What is asked: A single number is the answer here: how many lines of the entries contain "components"?

··········

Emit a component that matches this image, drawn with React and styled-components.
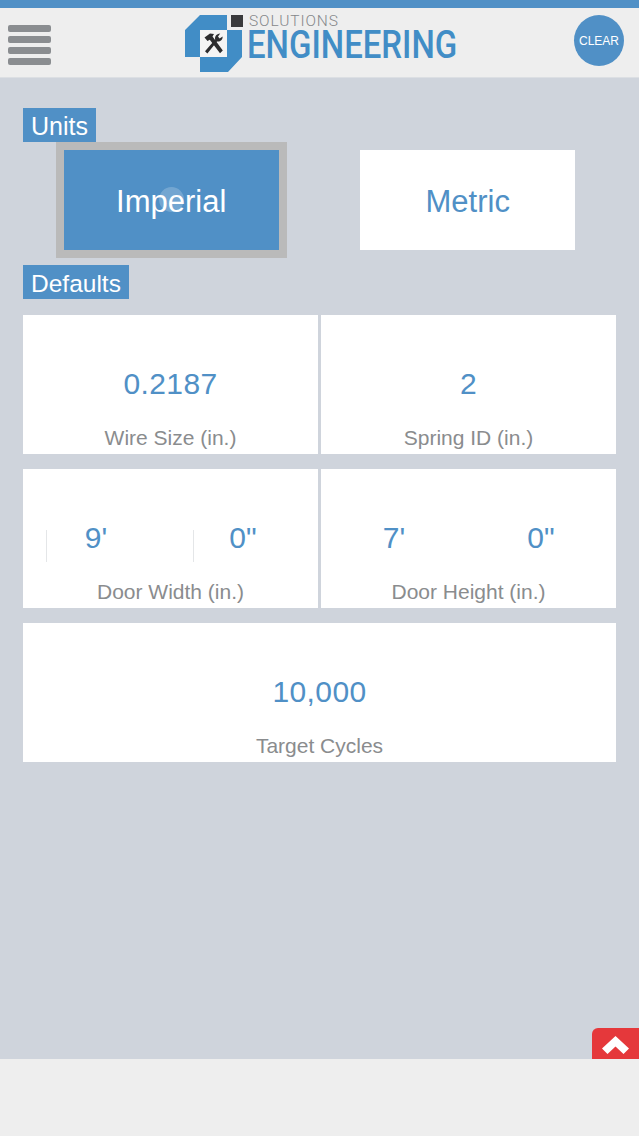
import React from "react";
import styled, { createGlobalStyle } from "styled-components";

const GlobalStyle = createGlobalStyle`
  html, body {
    margin: 0;
    padding: 0;
    background: #cfd4dc;
    font-family: "Liberation Sans", Arial, sans-serif;
  }
`;

function LogoMark() {
  return (
    <LogoSvg viewBox="0 0 58 57">
      <path fill="#418dc6" d="M15 0H42V15H15V42H0V15Z" />
      <path fill="#418dc6" d="M42 15H57V42L43 57H15V42H42Z" />
      <rect x="15" y="15" width="27" height="27" fill="#f4f4f4" />
      {/* hammer */}
      <path fill="#2c2c2e" d="M19.5 22.5L25 18.5L29 19L27.5 21.5L37.8 35.5L35 38.2L24.8 24.8L22.5 26Z" />
      {/* wrench */}
      <path fill="#2c2c2e" d="M20 36.2L30.2 24.6C29.4 22 31.4 18.8 35.2 18.6L33 21.6L34.6 23.6L37.6 21.4C37.8 25 34.8 27 32 26.4L22.4 38.4Z" />
    </LogoSvg>
  );
}

function Card({ label, split, children }) {
  return (
    <CardBox>
      <ValueRow $split={split}>{children}</ValueRow>
      <CardLabel>{label}</CardLabel>
    </CardBox>
  );
}

function App() {
  return (
    <Page>
      <GlobalStyle />
      <TopStripe />
      <Header>
        <Burger>
          <BurgerBar />
          <BurgerBar />
          <BurgerBar />
          <BurgerBar />
        </Burger>
        <Logo>
          <LogoMark />
          <LogoText>
            <LogoTop>
              <LogoSquare />
              <LogoSmall>SOLUTIONS</LogoSmall>
            </LogoTop>
            <LogoBig>ENGINEERING</LogoBig>
          </LogoText>
        </Logo>
        <ClearButton>CLEAR</ClearButton>
      </Header>

      <Main>
        <SectionTag>Units</SectionTag>
        <UnitRow>
          <UnitButton $active>
            Imperial
            <Ripple />
          </UnitButton>
          <UnitButton>Metric</UnitButton>
        </UnitRow>

        <DefaultsTag>Defaults</DefaultsTag>
        <CardGrid>
          <Card label="Wire Size (in.)">
            <Value>0.2187</Value>
          </Card>
          <Card label="Spring ID (in.)">
            <Value>2</Value>
          </Card>
          <Card label="Door Width (in.)" split>
            <FootField $divider>9'</FootField>
            <FootField $divider>0"</FootField>
          </Card>
          <Card label="Door Height (in.)" split>
            <FootField>7'</FootField>
            <FootField>0"</FootField>
          </Card>
          <WideCell>
            <Card label="Target Cycles">
              <Value>10,000</Value>
            </Card>
          </WideCell>
        </CardGrid>

        <ScrollTop aria-label="Scroll to top">
          <svg width="27" height="18" viewBox="0 0 27 18">
            <path fill="#fff" d="M13.5 0L27 12.5L21.5 18L13.5 10.5L5.5 18L0 12.5Z" />
          </svg>
        </ScrollTop>
      </Main>

      <Footer />
    </Page>
  );
}

export default App;

const Page = styled.div`
  display: flex;
  flex-direction: column;
  width: 639px;
  height: 1136px;
  overflow: hidden;
  background: #cfd4dc;
`;

const TopStripe = styled.div`
  height: 8px;
  background: #5090c6;
`;

const Header = styled.header`
  display: grid;
  grid-template-columns: 1fr auto 1fr;
  align-items: start;
  height: 69px;
  padding: 0 8px;
  background: #eeeeee;
  border-bottom: 1px solid #dcdfe3;
`;

const Burger = styled.div`
  display: flex;
  flex-direction: column;
  gap: 4px;
  width: 43px;
  margin-top: 17px;
`;

const BurgerBar = styled.span`
  height: 7px;
  border-radius: 2px;
  background: #8a8d90;
`;

const Logo = styled.div`
  display: flex;
  gap: 5px;
  width: 272px;
  margin: 7px 0 0 3px;
`;

const LogoSvg = styled.svg`
  flex: none;
  width: 58px;
  height: 57px;
`;

const LogoText = styled.div`
  display: flex;
  flex-direction: column;
  margin-left: -17px;
`;

const LogoTop = styled.div`
  display: flex;
  align-items: center;
  gap: 6px;
  height: 14px;
  margin-top: -1px;
`;

const LogoSquare = styled.span`
  width: 12px;
  height: 12px;
  background: #3a3a3c;
`;

const LogoSmall = styled.span`
  font-family: Roboto, sans-serif;
  font-weight: 300;
  font-size: 15.5px;
  line-height: 14px;
  letter-spacing: 0.9px;
  color: #85878a;
`;

const LogoBig = styled.div`
  width: 209px;
  margin: 2px 0 0 16px;
  font-family: Roboto, sans-serif;
  font-weight: 500;
  font-size: 38px;
  line-height: 30px;
  color: #418dc6;
  white-space: nowrap;
  transform: scaleX(0.867);
  transform-origin: left center;
`;

const ClearButton = styled.button`
  justify-self: end;
  width: 50px;
  height: 51px;
  margin: 7px 7px 0 0;
  padding: 0;
  border: none;
  border-radius: 50%;
  background: #5090c6;
  color: #fff;
  font-family: "Liberation Sans", Arial, sans-serif;
  font-size: 12px;
`;

const Main = styled.main`
  position: relative;
  flex: 1;
  padding: 30px 23px 0;
`;

const SectionTag = styled.div`
  width: fit-content;
  height: 34px;
  padding: 0 8px;
  background: #5090c6;
  color: #fff;
  font-size: 25px;
  line-height: 36px;
`;

const DefaultsTag = styled(SectionTag)`
  margin-top: 7px;
  font-size: 24.5px;
  line-height: 37px;
`;

const UnitRow = styled.div`
  display: grid;
  grid-template-columns: 296.5px 296.5px;
  justify-items: center;
`;

const UnitButton = styled.button`
  position: relative;
  box-sizing: border-box;
  width: 231px;
  height: 116px;
  padding: 3px 0 0;
  background-clip: padding-box;
  border: 8px solid ${(p) => (p.$active ? "#bababa" : "transparent")};
  background-color: ${(p) => (p.$active ? "#5090c6" : "#ffffff")};
  color: ${(p) => (p.$active ? "#ffffff" : "#5090c6")};
  font-family: "Liberation Sans", Arial, sans-serif;
  font-size: 31px;
`;

const Ripple = styled.span`
  position: absolute;
  left: 95px;
  top: 37px;
  width: 25px;
  height: 25px;
  border-radius: 50%;
  background: rgba(255, 255, 255, 0.2);
`;

const CardGrid = styled.div`
  display: grid;
  grid-template-columns: 295px 295px;
  column-gap: 3px;
  row-gap: 15px;
  margin-top: 16px;
`;

const WideCell = styled.div`
  grid-column: 1 / -1;
`;

const CardBox = styled.div`
  box-sizing: border-box;
  height: 139px;
  padding-top: 52px;
  background: #ffffff;
  text-align: center;
`;

const ValueRow = styled.div`
  display: flex;
  justify-content: ${(p) => (p.$split ? "flex-start" : "center")};
  gap: ${(p) => (p.$split ? "47px" : "0")};
  height: 34px;
  padding-left: ${(p) => (p.$split ? "23px" : "0")};
`;

const Value = styled.div`
  color: #5090c6;
  font-size: 30px;
  letter-spacing: 0.4px;
  line-height: 34px;
`;

const FootField = styled.div`
  position: relative;
  width: 100px;
  height: 34px;
  color: #5090c6;
  font-size: 30px;
  line-height: 34px;
  text-align: center;

  &::before {
    content: "";
    display: ${(p) => (p.$divider ? "block" : "none")};
    position: absolute;
    left: 0;
    top: 9px;
    width: 1px;
    height: 32px;
    background: #e4e6e8;
  }
`;

const CardLabel = styled.div`
  margin-top: 25px;
  color: #8a8c8e;
  font-size: 21px;
  line-height: 24px;
`;

const ScrollTop = styled.button`
  position: absolute;
  right: 0;
  bottom: 0;
  display: flex;
  align-items: center;
  justify-content: center;
  width: 47px;
  height: 31px;
  padding: 3px 0 0;
  border: none;
  border-radius: 6px 0 0 0;
  background: #e5383b;
`;

const Footer = styled.footer`
  height: 77px;
  background: #eeeeee;
`;
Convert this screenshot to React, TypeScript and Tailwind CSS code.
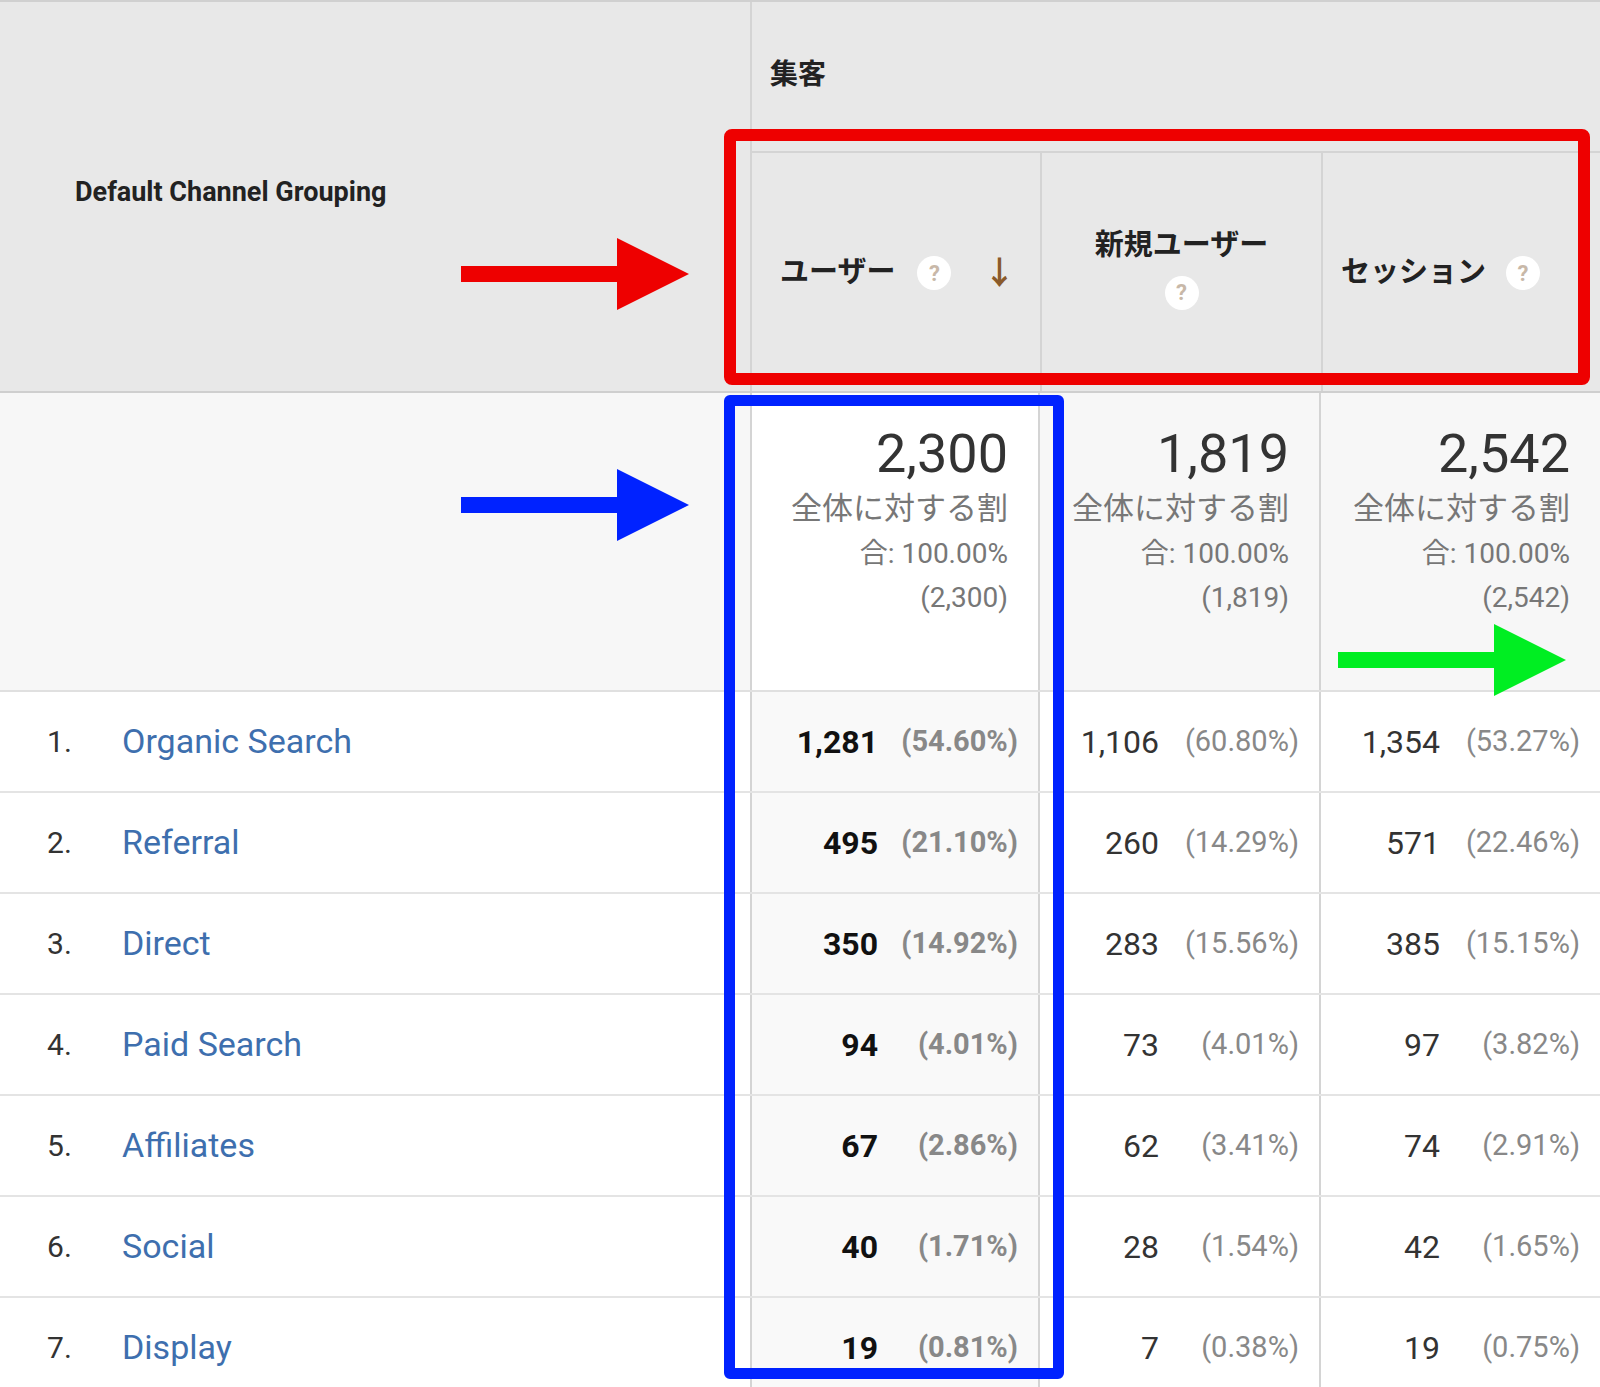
const rows = [
  ["Organic Search", "1,281", "(54.60%)", "1,106", "(60.80%)", "1,354", "(53.27%)"],
  ["Referral", "495", "(21.10%)", "260", "(14.29%)", "571", "(22.46%)"],
  ["Direct", "350", "(14.92%)", "283", "(15.56%)", "385", "(15.15%)"],
  ["Paid Search", "94", "(4.01%)", "73", "(4.01%)", "97", "(3.82%)"],
  ["Affiliates", "67", "(2.86%)", "62", "(3.41%)", "74", "(2.91%)"],
  ["Social", "40", "(1.71%)", "28", "(1.54%)", "42", "(1.65%)"],
  ["Display", "19", "(0.81%)", "7", "(0.38%)", "19", "(0.75%)"],
];

const totals = [
  ["2,300", "(2,300)"],
  ["1,819", "(1,819)"],
  ["2,542", "(2,542)"],
];

function Help() {
  return (
    <span className="inline-flex h-[34px] w-[34px] items-center justify-center rounded-full bg-white text-[22px] text-[#c8b8a8]">?</span>
  );
}

function Arrow({ color, className }: { color: string; className: string }) {
  return (
    <svg className={"absolute " + className} width="228" height="72" viewBox="0 0 228 72">
      <rect x="0" y="28" width="160" height="16" fill={color} />
      <polygon points="156,0 228,36 156,72" fill={color} />
    </svg>
  );
}

export default function App() {
  const cols = "grid grid-cols-[750px_288px_281px_281px]";
  return (
    <div className="relative h-[1387px] w-[1600px] overflow-hidden bg-white text-[#222]" style={{ fontFamily: "Roboto, 'Noto Sans CJK JP', sans-serif" }}>
      {/* header */}
      <div className={cols + " h-[393px] border-t-2 border-[#d0d0d0] bg-[#e8e8e8] border-b-2 border-b-[#cfcfcf]"}>
        <div className="flex items-start pl-[75px] pt-[170px] text-[27px] font-bold">Default Channel Grouping</div>
        <div className="col-span-3 flex flex-col border-l-2 border-[#d4d4d4]">
          <div className="h-[149px] pl-[18px] pt-[52px] text-[28px] font-bold">集客</div>
          <div className="grid flex-1 grid-cols-[288px_281px_281px] border-t-2 border-[#d4d4d4]">
            <div className="flex items-center gap-[22px] pl-[28px] pt-[2px] text-[29px] font-bold">
              <span>ユーザー</span><Help />
              <span className="ml-[10px] text-[32px] text-[#8a5a2a]">↓</span>
            </div>
            <div className="flex flex-col items-center justify-center gap-[8px] border-l-2 border-[#d4d4d4] pb-[10px] text-[29px] font-bold">
              <span>新規ユーザー</span><Help />
            </div>
            <div className="flex items-center gap-[20px] border-l-2 border-[#d4d4d4] pl-[18px] pt-[2px] text-[29px] font-bold">
              <span>セッション</span><Help />
            </div>
          </div>
        </div>
      </div>
      {/* totals */}
      <div className={cols + " h-[299px] border-b-2 border-[#e0e0e0] bg-[#f7f7f7]"}>
        <div />
        {totals.map((t, i) => (
          <div key={i} className={"flex flex-col items-end border-l-2 border-[#d4d4d4] pr-[30px] pt-[30px] text-[#777] " + (i === 0 ? "bg-white" : "")}>
            <div className="text-[54px] leading-[62px] text-[#333]">{t[0]}</div>
            <div className="mt-[2px] text-[31px] leading-[44px]">全体に対する割</div>
            <div className="text-[28px] leading-[46px]">合: 100.00%</div>
            <div className="text-[28px] leading-[42px]">{t[1]}</div>
          </div>
        ))}
      </div>
      {/* rows */}
      {rows.map((r, i) => (
        <div key={i} className={cols + " h-[101px] border-b-2 border-[#e4e4e4]"}>
          <div className="flex items-center text-[34px]">
            <span className="w-[74px] pl-[47px] text-[30px] text-[#333]">{i + 1}.</span>
            <span className="pl-[48px] text-[#3e6fae]">{r[0]}</span>
          </div>
          {[0, 1, 2].map((c) => (
            <div key={c} className={"flex items-center justify-end border-l-2 border-[#d4d4d4] pr-[20px] " + (c === 0 ? "bg-[#f9f9f9]" : "")}>
              <span className={"text-[32px] " + (c === 0 ? "font-bold text-[#111]" : "text-[#333]")}>{r[1 + c * 2]}</span>
              <span className={"w-[140px] text-right text-[29px] text-[#888] " + (c === 0 ? "font-bold" : "")}>{r[2 + c * 2]}</span>
            </div>
          ))}
        </div>
      ))}
      {/* annotations */}
      <div className="absolute left-[724px] top-[129px] h[10px] h-[256px] w-[866px] rounded-[8px] border-[12px] border-[#ee0000]" />
      <div className="absolute left-[724px] top-[395px] h-[984px] w-[340px] rounded-[6px] border-[11px] border-[#0022ff]" />
      <Arrow color="#ee0000" className="left-[461px] top-[238px]" />
      <Arrow color="#0022ff" className="left-[461px] top-[469px]" />
      <Arrow color="#00ee22" className="left-[1338px] top-[624px]" />
    </div>
  );
}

··········

Result of the task: 2